I finished my two obituaries for Sam Roweis, one for our high school and one for the American Astronomical Society. You can read the submitted version of the AAS obituary here (PDF). I also spent some time writing in my much longer reminiscence, which I am hoping will be a document that captures what I learned from Roweis in a professional and personal way.

I also spent a long time talking to Tao Jiang, the student who is following up Masjedi's work on merger rates, but now in the full SDSS Main Sample, and thinking about what to do with SDSS-III. I am pretty excited about our results which have very high signal-to-noise.
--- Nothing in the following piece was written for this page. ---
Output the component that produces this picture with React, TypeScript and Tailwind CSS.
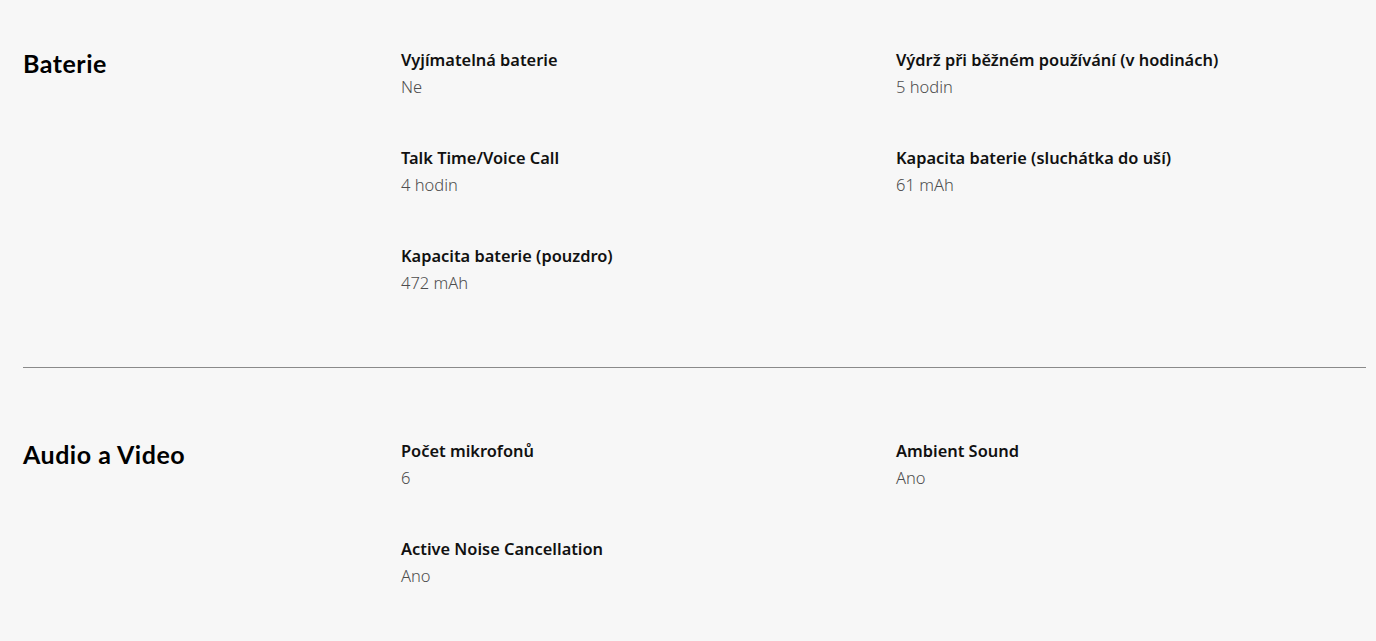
import React from 'react';

interface Spec {
    label: string;
    value: string;
}

interface Section {
    title: string;
    specs: Spec[];
}

const sections: Section[] = [
    {
        title: 'Baterie',
        specs: [
            { label: 'Vyjímatelná baterie', value: 'Ne' },
            { label: 'Výdrž při běžném používání (v hodinách)', value: '5 hodin' },
            { label: 'Talk Time/Voice Call', value: '4 hodin' },
            { label: 'Kapacita baterie (sluchátka do uší)', value: '61 mAh' },
            { label: 'Kapacita baterie (pouzdro)', value: '472 mAh' },
        ],
    },
    {
        title: 'Audio a Video',
        specs: [
            { label: 'Počet mikrofonů', value: '6' },
            { label: 'Ambient Sound', value: 'Ano' },
            { label: 'Active Noise Cancellation', value: 'Ano' },
        ],
    },
];

const App = () => {
    return (
        <div className="min-h-screen bg-[#f7f7f7] pl-[23px] pr-[10px]">
            {sections.map((section, i) => (
                <div key={section.title} className={i > 0 ? 'border-t border-[#8a8a8a]' : ''}>
                    <div className={`flex ${i === 0 ? 'pt-[46px] pb-[71px]' : 'pt-[69px] pb-[40px]'}`}>
                        <h2 className="w-[378px] shrink-0 text-[25px] leading-[34px] font-bold text-black tracking-[0.5px] font-['Lato',sans-serif]">
                            {section.title}
                        </h2>
                        <div className="grid flex-1 grid-cols-[495px_1fr] gap-y-[44px]">
                            {section.specs.map((spec) => (
                                <div key={spec.label} className="font-['Noto_Sans',sans-serif]">
                                    <p className="text-[16.4px] leading-[27px] font-semibold text-[#111]">{spec.label}</p>
                                    <p className="text-[16.5px] leading-[27px] font-light text-[#4d4d4d]">{spec.value}</p>
                                </div>
                            ))}
                        </div>
                    </div>
                </div>
            ))}
        </div>
    );
};

export default App;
pixel modeling and giving up

I spent the day talking with Bolton and Lang (and, variously, Blanton and Bovy) about modeling images and spectra. We principally debated what advantages you will or could get in data analysis by building good models of the raw data at the pixel level. We all have intuitions that it will be good, but we have few concrete examples. We assigned Bovy one task along these lines: Show that the SDSS astrometry of point sources could or would be much better if we re-centroid using a PSF fit rather than the (approximate) thing done by the pipelines at present.

In the afternoon, I made the difficult decision to drop my robotic telescope proposal for NYU Abu Dhabi and the NYU Global Campus. This is a great project, which we might resurrect, but I am feeling stretched too far and I need more time to understand my research program in the post-Roweis period. Argh.

obituaries, universes, spectrographs

[Just back from a few days of vacation.]

I attended an interesting and extremely interactive talk about the observability of universe–universe collisions by Tommy Levi (UBC). His calculations are approximate, but give a general idea about what would be observed. Interestingly, there is a cold spot in the WMAP map that could be what he predicts.

In the rest of the day I discussed next-generation spectroscopy projects with Adam Bolton (Utah) and worked on two obituaries for Sam Roweis.

Sam, numerical stability

I spent the train ride coming back from Queen's drafting an AAS obituary about Roweis. I decided also that I am going to count scientific reminiscence about Roweis as research for the purposes of this diary, lest I end up with nothing to say!

On the flight back to New York, I followed up an intuition floating around in my head that small changes in what we call the orbital parameters could make the code that converts between phase-space position and standard orbital elements much more numerically stable at edge cases. I found some nice things, and I am confident that there are large improvements to be made. Here's a trivial example: Instead of working with inclination of the orbit and the longitude of the ascending node, work with the sine of the first times the sine and cosine of the second. These two products are just the x and y components of the angular-momentum-direction unit vector. A well-known change is to work with the argument of perihelion plus the longitude of the ascending node and not with argument on its own, but I think I can show that an even better one is to work with the eccentricity times the sine and cosine of that angle sum. And so on. Not sure if we will analyze and implement all these before or after we finish our Holmes project.